NICE: Neural Image Commenting Evaluation with an Emphasis on Emotion and Empathy
- Kezhen Chen ,
- Qiuyuan Huang ,
- Daniel McDuff ,
- Jianfeng Wang ,
- Hamid Palangi ,
- Xiang Gao ,
- Kevin Li ,
- Kenneth Forbus ,
- Jianfeng Gao
NeurIPS 2020, Contributed talk in HLDS workshop. |
Emotion and empathy are examples of human qualities lacking in many human-machine interactions. The goal of our work is to generate engaging dialogue grounded in a user-shared image with increased emotion and empathy while minimizing socially inappropriate or offensive outputs. We release the Neural Image Commenting Evaluation (NICE) dataset consisting of almost two million images and their corresponding, human-generated comments, as well as a set of baseline models and over 28,000 human annotated samples. Instead of relying on manually labeled emotions, we also use automatically generated linguistic representations as a source of weakly supervised labels.

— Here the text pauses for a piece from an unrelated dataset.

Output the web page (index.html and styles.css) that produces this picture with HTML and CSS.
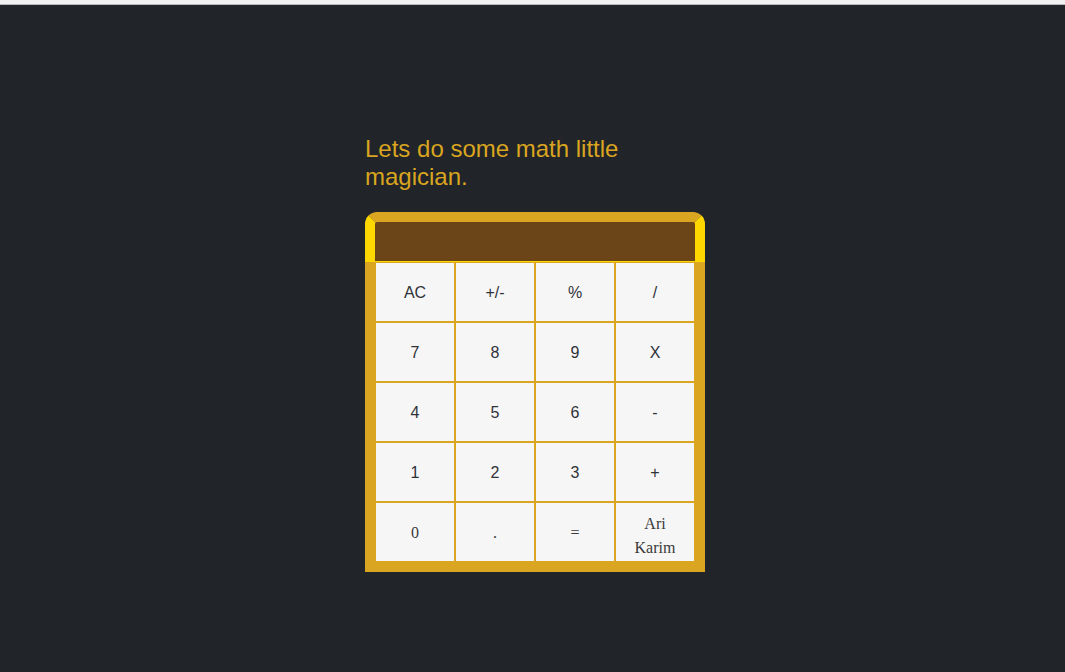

Based on the annotations, we define two different task settings on the NICE dataset. Then, we propose a novel model-Modeling Affect Generation for Image Comments (MAGIC) – which aims to generate comments for images, conditioned on linguistic representations that capture style and affect, and to help generate more empathetic, emotional, engaging and socially appropriate comments. Using this model we achieve state-of-the-art performance on one setting and set a benchmark for the NICE dataset. Experiments show that our proposed method can generate more human-like and engaging image comments.